(Exercise objective): Your task is to transcribe the data in full.

(Task input):
Start

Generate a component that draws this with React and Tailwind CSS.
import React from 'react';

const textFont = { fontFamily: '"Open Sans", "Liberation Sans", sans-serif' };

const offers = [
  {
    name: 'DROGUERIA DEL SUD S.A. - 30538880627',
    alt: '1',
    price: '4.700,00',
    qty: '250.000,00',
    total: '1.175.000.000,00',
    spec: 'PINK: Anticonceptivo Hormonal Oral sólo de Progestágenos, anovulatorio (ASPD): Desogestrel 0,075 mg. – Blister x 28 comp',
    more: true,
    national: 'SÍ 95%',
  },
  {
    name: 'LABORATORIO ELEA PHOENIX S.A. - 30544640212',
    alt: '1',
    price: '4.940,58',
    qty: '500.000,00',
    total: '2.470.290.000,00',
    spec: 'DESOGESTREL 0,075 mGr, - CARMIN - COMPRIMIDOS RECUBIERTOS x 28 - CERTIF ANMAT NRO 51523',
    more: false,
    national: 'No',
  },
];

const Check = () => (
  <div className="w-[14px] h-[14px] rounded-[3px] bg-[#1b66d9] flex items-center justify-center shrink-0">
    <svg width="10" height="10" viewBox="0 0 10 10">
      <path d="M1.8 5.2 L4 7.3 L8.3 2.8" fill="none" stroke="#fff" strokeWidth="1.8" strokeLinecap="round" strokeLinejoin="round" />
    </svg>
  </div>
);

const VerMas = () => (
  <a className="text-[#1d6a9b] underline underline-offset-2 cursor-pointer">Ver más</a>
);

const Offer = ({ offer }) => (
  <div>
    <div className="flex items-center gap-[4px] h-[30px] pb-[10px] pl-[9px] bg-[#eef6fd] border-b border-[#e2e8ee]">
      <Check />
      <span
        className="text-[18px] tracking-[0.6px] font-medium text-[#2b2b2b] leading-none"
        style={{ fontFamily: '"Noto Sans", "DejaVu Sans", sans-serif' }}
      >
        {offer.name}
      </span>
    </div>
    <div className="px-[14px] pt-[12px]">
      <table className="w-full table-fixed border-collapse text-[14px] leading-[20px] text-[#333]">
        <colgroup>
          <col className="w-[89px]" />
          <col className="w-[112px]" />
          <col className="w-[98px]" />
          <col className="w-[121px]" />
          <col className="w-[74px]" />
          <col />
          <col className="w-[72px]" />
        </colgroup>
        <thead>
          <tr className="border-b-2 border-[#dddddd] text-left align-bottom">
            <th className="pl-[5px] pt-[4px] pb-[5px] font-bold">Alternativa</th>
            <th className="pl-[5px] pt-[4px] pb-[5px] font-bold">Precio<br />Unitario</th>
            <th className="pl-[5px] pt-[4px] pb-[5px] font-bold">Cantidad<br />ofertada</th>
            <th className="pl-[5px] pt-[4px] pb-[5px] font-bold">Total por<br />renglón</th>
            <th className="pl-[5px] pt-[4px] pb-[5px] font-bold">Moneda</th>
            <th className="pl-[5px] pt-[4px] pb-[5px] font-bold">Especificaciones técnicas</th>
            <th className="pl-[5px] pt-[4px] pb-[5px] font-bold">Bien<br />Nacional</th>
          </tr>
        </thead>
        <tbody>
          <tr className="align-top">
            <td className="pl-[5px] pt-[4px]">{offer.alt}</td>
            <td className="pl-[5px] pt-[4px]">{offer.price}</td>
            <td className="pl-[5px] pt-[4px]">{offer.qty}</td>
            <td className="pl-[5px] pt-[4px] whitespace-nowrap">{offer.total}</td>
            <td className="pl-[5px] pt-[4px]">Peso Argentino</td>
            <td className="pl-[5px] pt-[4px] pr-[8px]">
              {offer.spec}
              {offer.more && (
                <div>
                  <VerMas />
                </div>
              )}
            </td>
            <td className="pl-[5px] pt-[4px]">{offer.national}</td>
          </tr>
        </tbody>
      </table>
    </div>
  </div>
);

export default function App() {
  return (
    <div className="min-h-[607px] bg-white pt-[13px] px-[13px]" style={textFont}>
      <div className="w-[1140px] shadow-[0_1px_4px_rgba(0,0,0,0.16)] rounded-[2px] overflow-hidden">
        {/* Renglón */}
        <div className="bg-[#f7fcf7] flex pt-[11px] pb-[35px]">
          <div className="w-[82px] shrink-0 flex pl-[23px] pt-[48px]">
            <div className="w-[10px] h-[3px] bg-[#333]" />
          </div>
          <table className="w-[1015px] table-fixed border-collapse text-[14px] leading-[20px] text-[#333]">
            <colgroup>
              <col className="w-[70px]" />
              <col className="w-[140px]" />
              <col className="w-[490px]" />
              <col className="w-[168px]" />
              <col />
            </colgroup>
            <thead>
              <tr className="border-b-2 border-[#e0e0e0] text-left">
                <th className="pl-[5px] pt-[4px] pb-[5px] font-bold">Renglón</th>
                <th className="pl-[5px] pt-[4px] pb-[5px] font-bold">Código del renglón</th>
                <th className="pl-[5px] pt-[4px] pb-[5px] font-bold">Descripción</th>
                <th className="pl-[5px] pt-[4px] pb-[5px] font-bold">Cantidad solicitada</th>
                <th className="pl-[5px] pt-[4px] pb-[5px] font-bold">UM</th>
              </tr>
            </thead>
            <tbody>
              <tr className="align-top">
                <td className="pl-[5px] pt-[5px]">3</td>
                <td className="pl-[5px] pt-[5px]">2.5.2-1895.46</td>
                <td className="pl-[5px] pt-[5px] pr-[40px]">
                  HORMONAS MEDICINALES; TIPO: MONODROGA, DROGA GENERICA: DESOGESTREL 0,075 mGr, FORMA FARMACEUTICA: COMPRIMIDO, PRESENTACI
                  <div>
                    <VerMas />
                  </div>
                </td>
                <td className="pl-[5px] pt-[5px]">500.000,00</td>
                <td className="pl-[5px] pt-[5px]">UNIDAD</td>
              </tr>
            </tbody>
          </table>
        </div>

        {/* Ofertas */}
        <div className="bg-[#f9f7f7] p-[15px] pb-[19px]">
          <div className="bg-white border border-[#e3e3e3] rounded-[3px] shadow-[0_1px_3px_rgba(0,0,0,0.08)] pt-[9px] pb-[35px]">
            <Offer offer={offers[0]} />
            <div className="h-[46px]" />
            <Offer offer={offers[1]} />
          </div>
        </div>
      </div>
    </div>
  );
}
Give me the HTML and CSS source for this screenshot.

End

(Output for this task):
Generate a component that draws this with React and Tailwind CSS.
import React from 'react';

const textFont = { fontFamily: '"Open Sans", "Liberation Sans", sans-serif' };

const offers = [
  {
    name: 'DROGUERIA DEL SUD S.A. - 30538880627',
    alt: '1',
    price: '4.700,00',
    qty: '250.000,00',
    total: '1.175.000.000,00',
    spec: 'PINK: Anticonceptivo Hormonal Oral sólo de Progestágenos, anovulatorio (ASPD): Desogestrel 0,075 mg. – Blister x 28 comp',
    more: true,
    national: 'SÍ 95%',
  },
  {
    name: 'LABORATORIO ELEA PHOENIX S.A. - 30544640212',
    alt: '1',
    price: '4.940,58',
    qty: '500.000,00',
    total: '2.470.290.000,00',
    spec: 'DESOGESTREL 0,075 mGr, - CARMIN - COMPRIMIDOS RECUBIERTOS x 28 - CERTIF ANMAT NRO 51523',
    more: false,
    national: 'No',
  },
];

const Check = () => (
  <div className="w-[14px] h-[14px] rounded-[3px] bg-[#1b66d9] flex items-center justify-center shrink-0">
    <svg width="10" height="10" viewBox="0 0 10 10">
      <path d="M1.8 5.2 L4 7.3 L8.3 2.8" fill="none" stroke="#fff" strokeWidth="1.8" strokeLinecap="round" strokeLinejoin="round" />
    </svg>
  </div>
);

const VerMas = () => (
  <a className="text-[#1d6a9b] underline underline-offset-2 cursor-pointer">Ver más</a>
);

const Offer = ({ offer }) => (
  <div>
    <div className="flex items-center gap-[4px] h-[30px] pb-[10px] pl-[9px] bg-[#eef6fd] border-b border-[#e2e8ee]">
      <Check />
      <span
        className="text-[18px] tracking-[0.6px] font-medium text-[#2b2b2b] leading-none"
        style={{ fontFamily: '"Noto Sans", "DejaVu Sans", sans-serif' }}
      >
        {offer.name}
      </span>
    </div>
    <div className="px-[14px] pt-[12px]">
      <table className="w-full table-fixed border-collapse text-[14px] leading-[20px] text-[#333]">
        <colgroup>
          <col className="w-[89px]" />
          <col className="w-[112px]" />
          <col className="w-[98px]" />
          <col className="w-[121px]" />
          <col className="w-[74px]" />
          <col />
          <col className="w-[72px]" />
        </colgroup>
        <thead>
          <tr className="border-b-2 border-[#dddddd] text-left align-bottom">
            <th className="pl-[5px] pt-[4px] pb-[5px] font-bold">Alternativa</th>
            <th className="pl-[5px] pt-[4px] pb-[5px] font-bold">Precio<br />Unitario</th>
            <th className="pl-[5px] pt-[4px] pb-[5px] font-bold">Cantidad<br />ofertada</th>
            <th className="pl-[5px] pt-[4px] pb-[5px] font-bold">Total por<br />renglón</th>
            <th className="pl-[5px] pt-[4px] pb-[5px] font-bold">Moneda</th>
            <th className="pl-[5px] pt-[4px] pb-[5px] font-bold">Especificaciones técnicas</th>
            <th className="pl-[5px] pt-[4px] pb-[5px] font-bold">Bien<br />Nacional</th>
          </tr>
        </thead>
        <tbody>
          <tr className="align-top">
            <td className="pl-[5px] pt-[4px]">{offer.alt}</td>
            <td className="pl-[5px] pt-[4px]">{offer.price}</td>
            <td className="pl-[5px] pt-[4px]">{offer.qty}</td>
            <td className="pl-[5px] pt-[4px] whitespace-nowrap">{offer.total}</td>
            <td className="pl-[5px] pt-[4px]">Peso Argentino</td>
            <td className="pl-[5px] pt-[4px] pr-[8px]">
              {offer.spec}
              {offer.more && (
                <div>
                  <VerMas />
                </div>
              )}
            </td>
            <td className="pl-[5px] pt-[4px]">{offer.national}</td>
          </tr>
        </tbody>
      </table>
    </div>
  </div>
);

export default function App() {
  return (
    <div className="min-h-[607px] bg-white pt-[13px] px-[13px]" style={textFont}>
      <div className="w-[1140px] shadow-[0_1px_4px_rgba(0,0,0,0.16)] rounded-[2px] overflow-hidden">
        {/* Renglón */}
        <div className="bg-[#f7fcf7] flex pt-[11px] pb-[35px]">
          <div className="w-[82px] shrink-0 flex pl-[23px] pt-[48px]">
            <div className="w-[10px] h-[3px] bg-[#333]" />
          </div>
          <table className="w-[1015px] table-fixed border-collapse text-[14px] leading-[20px] text-[#333]">
            <colgroup>
              <col className="w-[70px]" />
              <col className="w-[140px]" />
              <col className="w-[490px]" />
              <col className="w-[168px]" />
              <col />
            </colgroup>
            <thead>
              <tr className="border-b-2 border-[#e0e0e0] text-left">
                <th className="pl-[5px] pt-[4px] pb-[5px] font-bold">Renglón</th>
                <th className="pl-[5px] pt-[4px] pb-[5px] font-bold">Código del renglón</th>
                <th className="pl-[5px] pt-[4px] pb-[5px] font-bold">Descripción</th>
                <th className="pl-[5px] pt-[4px] pb-[5px] font-bold">Cantidad solicitada</th>
                <th className="pl-[5px] pt-[4px] pb-[5px] font-bold">UM</th>
              </tr>
            </thead>
            <tbody>
              <tr className="align-top">
                <td className="pl-[5px] pt-[5px]">3</td>
                <td className="pl-[5px] pt-[5px]">2.5.2-1895.46</td>
                <td className="pl-[5px] pt-[5px] pr-[40px]">
                  HORMONAS MEDICINALES; TIPO: MONODROGA, DROGA GENERICA: DESOGESTREL 0,075 mGr, FORMA FARMACEUTICA: COMPRIMIDO, PRESENTACI
                  <div>
                    <VerMas />
                  </div>
                </td>
                <td className="pl-[5px] pt-[5px]">500.000,00</td>
                <td className="pl-[5px] pt-[5px]">UNIDAD</td>
              </tr>
            </tbody>
          </table>
        </div>

        {/* Ofertas */}
        <div className="bg-[#f9f7f7] p-[15px] pb-[19px]">
          <div className="bg-white border border-[#e3e3e3] rounded-[3px] shadow-[0_1px_3px_rgba(0,0,0,0.08)] pt-[9px] pb-[35px]">
            <Offer offer={offers[0]} />
            <div className="h-[46px]" />
            <Offer offer={offers[1]} />
          </div>
        </div>
      </div>
    </div>
  );
}
Give me the HTML and CSS source for this screenshot.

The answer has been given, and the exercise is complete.